What is being asked:
Where a line holds "code", copy it.
##### Input rows #####
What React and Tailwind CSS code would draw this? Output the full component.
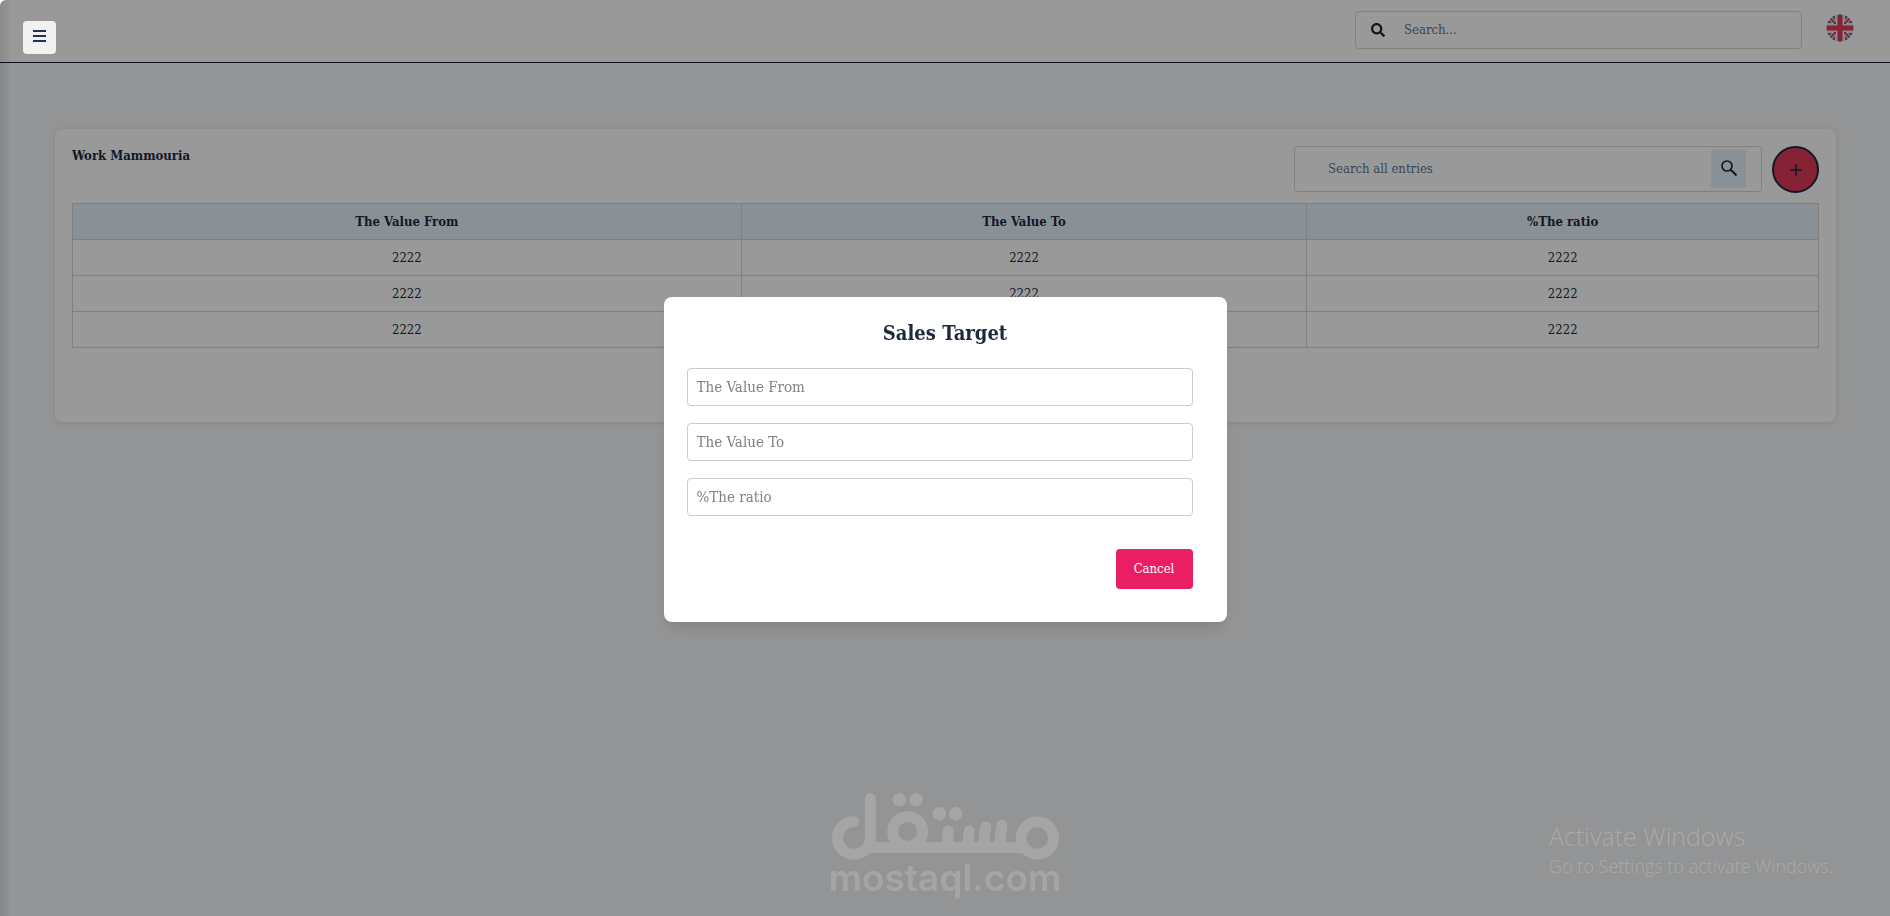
#####
##### Input rows #####
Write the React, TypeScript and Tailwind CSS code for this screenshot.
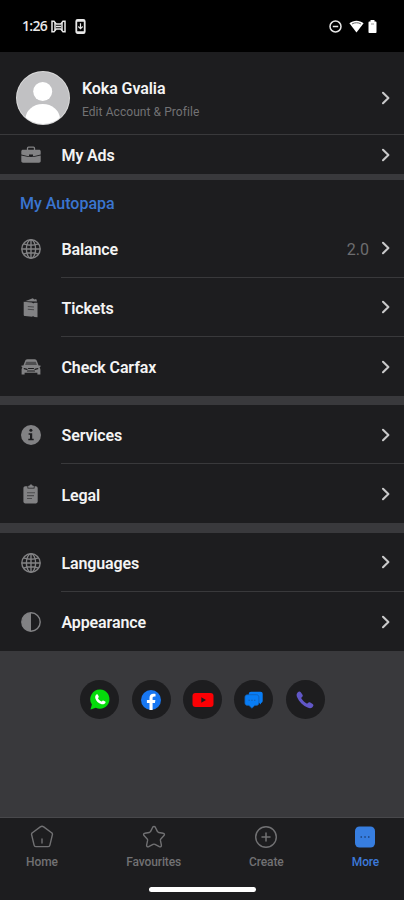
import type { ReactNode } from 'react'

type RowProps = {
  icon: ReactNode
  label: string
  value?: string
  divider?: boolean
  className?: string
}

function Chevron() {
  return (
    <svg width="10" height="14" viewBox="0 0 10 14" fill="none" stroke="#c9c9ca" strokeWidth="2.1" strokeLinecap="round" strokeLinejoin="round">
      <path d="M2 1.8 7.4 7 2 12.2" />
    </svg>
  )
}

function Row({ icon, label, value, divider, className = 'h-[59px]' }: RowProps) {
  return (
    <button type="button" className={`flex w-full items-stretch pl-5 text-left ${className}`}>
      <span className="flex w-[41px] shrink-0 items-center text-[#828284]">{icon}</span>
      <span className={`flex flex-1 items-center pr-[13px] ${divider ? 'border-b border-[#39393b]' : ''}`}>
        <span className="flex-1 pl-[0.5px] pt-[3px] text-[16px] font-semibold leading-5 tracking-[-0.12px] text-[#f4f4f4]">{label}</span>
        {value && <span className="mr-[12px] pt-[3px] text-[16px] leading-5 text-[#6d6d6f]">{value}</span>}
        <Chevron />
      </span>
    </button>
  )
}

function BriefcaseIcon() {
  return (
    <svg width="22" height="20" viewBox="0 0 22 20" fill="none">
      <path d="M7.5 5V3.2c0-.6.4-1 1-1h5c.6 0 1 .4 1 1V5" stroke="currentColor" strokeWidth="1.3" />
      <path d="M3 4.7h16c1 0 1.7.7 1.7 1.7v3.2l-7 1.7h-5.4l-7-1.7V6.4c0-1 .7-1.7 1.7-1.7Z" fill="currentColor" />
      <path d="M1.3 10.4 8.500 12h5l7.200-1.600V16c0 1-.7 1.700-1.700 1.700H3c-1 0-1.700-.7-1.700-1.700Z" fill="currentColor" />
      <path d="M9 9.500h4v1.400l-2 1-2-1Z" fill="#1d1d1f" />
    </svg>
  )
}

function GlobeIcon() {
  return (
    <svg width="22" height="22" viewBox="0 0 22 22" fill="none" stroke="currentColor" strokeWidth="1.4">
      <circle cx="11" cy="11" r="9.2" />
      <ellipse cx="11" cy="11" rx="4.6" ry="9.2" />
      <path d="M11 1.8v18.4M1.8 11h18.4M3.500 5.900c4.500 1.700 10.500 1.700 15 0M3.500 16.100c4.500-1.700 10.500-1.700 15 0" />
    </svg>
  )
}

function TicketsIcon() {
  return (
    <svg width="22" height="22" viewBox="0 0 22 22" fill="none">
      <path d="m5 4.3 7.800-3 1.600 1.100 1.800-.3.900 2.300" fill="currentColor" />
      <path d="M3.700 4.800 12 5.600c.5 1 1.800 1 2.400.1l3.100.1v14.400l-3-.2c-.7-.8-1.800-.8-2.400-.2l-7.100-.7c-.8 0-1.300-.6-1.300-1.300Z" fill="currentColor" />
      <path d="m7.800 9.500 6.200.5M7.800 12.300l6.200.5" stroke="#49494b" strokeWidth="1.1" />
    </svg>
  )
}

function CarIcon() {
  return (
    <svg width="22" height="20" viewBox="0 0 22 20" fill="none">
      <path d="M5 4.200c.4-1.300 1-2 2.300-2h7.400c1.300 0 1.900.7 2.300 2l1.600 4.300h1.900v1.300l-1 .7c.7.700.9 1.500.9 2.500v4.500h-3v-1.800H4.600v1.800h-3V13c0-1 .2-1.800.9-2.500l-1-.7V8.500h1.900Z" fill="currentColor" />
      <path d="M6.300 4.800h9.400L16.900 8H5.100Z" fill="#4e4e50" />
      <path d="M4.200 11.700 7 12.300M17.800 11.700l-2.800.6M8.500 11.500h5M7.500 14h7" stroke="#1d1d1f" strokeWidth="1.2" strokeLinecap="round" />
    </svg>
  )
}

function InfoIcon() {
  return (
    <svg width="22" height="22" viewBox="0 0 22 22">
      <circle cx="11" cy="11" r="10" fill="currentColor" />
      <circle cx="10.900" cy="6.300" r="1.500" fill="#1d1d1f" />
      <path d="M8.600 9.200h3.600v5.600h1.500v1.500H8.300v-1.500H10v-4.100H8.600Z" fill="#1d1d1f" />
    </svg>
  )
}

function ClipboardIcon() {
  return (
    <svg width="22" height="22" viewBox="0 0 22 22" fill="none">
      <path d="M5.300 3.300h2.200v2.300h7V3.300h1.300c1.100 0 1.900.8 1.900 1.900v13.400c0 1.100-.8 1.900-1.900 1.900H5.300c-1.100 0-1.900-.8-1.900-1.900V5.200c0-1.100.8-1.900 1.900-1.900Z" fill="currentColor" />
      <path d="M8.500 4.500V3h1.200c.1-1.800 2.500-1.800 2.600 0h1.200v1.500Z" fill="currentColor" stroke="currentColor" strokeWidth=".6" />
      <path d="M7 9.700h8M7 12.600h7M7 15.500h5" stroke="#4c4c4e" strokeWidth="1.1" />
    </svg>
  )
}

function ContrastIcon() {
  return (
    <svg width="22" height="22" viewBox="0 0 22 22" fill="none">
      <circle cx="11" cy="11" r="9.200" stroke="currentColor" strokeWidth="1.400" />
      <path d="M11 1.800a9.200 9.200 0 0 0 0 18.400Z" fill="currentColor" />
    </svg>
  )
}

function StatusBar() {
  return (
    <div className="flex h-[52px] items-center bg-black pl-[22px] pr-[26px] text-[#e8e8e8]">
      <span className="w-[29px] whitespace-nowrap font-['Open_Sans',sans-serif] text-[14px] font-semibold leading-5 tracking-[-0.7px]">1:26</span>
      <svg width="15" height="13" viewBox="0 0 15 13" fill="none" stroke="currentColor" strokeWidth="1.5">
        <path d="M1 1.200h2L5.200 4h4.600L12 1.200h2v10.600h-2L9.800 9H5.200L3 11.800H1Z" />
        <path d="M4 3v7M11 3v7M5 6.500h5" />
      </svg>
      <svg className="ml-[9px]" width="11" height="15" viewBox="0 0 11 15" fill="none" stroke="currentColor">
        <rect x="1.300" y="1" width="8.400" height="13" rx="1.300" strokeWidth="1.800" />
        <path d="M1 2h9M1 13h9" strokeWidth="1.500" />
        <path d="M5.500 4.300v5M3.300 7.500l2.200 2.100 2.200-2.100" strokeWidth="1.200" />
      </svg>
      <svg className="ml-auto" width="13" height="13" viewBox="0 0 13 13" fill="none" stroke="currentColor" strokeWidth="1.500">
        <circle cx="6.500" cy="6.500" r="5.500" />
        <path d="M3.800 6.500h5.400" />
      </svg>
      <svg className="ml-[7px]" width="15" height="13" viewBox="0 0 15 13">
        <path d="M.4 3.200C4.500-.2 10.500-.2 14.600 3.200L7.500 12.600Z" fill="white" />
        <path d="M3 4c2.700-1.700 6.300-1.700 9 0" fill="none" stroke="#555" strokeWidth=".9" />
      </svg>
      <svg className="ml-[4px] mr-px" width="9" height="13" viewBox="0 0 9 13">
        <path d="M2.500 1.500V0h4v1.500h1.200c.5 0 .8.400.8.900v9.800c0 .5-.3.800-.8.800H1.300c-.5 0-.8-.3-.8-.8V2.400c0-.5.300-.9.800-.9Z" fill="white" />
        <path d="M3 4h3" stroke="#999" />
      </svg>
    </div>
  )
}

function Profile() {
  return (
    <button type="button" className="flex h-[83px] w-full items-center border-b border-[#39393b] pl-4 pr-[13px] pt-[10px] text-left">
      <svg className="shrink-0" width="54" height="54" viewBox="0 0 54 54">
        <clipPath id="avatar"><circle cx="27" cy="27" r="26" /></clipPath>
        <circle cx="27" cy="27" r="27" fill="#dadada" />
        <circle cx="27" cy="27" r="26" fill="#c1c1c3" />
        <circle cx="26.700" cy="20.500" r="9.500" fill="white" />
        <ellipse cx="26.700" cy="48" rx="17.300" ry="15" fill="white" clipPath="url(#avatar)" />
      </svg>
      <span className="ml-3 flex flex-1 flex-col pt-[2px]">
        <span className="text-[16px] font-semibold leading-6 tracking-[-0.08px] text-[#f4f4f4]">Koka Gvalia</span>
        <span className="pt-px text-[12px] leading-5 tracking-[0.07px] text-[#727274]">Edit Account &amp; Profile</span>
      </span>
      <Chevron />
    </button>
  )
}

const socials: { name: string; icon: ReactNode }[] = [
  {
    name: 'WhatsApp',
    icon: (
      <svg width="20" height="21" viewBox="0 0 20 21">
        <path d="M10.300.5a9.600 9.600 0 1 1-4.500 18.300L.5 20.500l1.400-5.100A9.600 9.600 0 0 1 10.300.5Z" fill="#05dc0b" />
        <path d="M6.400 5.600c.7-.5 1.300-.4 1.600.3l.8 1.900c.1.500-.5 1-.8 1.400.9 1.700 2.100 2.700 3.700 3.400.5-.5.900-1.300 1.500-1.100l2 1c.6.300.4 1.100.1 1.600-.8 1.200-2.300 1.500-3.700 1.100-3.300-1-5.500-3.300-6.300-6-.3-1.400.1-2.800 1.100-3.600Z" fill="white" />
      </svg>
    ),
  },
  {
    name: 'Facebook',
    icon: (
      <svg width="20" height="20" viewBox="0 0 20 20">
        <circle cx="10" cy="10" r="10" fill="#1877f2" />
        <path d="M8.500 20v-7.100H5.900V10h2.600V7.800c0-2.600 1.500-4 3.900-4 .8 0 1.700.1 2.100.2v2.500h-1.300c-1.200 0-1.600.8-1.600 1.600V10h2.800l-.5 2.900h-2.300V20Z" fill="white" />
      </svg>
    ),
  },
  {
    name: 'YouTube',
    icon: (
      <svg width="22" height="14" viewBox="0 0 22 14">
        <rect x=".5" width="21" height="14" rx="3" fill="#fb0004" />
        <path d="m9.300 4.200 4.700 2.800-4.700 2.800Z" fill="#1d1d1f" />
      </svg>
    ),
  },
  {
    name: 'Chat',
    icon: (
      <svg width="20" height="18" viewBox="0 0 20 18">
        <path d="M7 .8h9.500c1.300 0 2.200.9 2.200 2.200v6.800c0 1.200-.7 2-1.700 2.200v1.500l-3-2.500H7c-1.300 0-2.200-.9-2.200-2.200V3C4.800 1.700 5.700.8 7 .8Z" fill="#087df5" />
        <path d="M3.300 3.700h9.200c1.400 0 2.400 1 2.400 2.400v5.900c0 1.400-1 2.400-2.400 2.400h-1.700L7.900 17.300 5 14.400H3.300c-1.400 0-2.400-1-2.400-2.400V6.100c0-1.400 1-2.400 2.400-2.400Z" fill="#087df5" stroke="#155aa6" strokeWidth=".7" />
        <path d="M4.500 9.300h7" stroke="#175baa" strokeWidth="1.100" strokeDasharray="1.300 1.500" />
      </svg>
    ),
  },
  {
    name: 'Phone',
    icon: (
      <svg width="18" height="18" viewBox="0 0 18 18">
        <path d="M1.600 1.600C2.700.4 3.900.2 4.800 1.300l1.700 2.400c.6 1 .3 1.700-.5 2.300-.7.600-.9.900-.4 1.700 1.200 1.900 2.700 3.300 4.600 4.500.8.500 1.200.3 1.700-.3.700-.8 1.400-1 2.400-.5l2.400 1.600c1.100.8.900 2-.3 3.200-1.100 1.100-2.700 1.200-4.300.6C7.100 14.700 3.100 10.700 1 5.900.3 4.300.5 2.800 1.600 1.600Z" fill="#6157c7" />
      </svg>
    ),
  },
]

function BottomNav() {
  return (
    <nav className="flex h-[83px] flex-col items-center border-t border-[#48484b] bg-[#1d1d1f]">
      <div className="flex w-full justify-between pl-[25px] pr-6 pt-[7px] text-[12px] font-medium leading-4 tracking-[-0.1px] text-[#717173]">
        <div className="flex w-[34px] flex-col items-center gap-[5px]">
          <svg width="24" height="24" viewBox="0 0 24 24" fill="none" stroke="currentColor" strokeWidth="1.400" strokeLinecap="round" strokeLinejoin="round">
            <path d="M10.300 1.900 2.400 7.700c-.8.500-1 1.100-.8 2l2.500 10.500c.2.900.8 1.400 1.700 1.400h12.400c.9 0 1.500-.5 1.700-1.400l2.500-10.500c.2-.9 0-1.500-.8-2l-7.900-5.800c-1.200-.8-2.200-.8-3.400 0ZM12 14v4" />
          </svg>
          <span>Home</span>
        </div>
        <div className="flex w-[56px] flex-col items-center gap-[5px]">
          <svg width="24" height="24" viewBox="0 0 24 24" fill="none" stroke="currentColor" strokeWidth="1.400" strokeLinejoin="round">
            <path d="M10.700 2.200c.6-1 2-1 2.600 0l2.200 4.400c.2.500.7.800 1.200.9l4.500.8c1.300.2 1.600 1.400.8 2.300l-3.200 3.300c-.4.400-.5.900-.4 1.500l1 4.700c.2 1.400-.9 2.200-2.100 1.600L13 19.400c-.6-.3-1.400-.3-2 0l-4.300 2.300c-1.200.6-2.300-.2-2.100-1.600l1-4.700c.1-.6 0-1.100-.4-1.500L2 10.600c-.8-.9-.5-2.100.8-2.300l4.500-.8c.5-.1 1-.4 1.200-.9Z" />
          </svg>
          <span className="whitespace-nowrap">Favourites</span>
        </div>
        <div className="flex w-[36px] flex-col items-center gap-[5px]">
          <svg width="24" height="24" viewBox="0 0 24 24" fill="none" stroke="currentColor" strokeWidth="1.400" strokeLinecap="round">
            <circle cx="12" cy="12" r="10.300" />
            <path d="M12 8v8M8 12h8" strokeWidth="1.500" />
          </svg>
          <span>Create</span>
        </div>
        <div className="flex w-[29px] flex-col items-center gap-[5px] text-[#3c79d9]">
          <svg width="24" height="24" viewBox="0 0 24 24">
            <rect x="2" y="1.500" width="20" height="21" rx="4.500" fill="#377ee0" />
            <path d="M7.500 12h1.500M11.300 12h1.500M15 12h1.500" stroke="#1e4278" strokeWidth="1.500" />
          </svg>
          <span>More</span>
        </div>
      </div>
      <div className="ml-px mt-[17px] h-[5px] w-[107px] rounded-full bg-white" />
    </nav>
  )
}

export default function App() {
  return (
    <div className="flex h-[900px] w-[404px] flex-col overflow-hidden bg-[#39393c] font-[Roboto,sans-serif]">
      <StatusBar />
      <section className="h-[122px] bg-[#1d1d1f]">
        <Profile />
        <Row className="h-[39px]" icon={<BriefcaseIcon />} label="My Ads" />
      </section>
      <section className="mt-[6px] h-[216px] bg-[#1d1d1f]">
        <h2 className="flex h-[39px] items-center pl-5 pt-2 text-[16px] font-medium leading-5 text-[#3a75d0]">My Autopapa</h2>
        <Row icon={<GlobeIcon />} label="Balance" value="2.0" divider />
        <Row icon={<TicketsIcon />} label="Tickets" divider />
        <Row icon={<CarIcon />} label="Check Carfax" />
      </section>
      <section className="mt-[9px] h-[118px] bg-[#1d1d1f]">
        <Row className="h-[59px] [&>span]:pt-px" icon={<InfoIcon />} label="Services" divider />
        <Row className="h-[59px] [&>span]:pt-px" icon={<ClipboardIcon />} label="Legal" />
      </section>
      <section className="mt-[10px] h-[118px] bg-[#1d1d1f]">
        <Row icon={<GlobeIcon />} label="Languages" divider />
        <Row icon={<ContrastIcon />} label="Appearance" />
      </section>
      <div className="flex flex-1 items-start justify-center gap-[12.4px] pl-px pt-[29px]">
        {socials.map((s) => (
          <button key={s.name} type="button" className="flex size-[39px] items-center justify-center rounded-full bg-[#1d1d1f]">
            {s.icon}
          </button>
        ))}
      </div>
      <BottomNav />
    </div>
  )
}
#####
Task answer:
What React and Tailwind CSS code would draw this? Output the full component.
Write the React, TypeScript and Tailwind CSS code for this screenshot.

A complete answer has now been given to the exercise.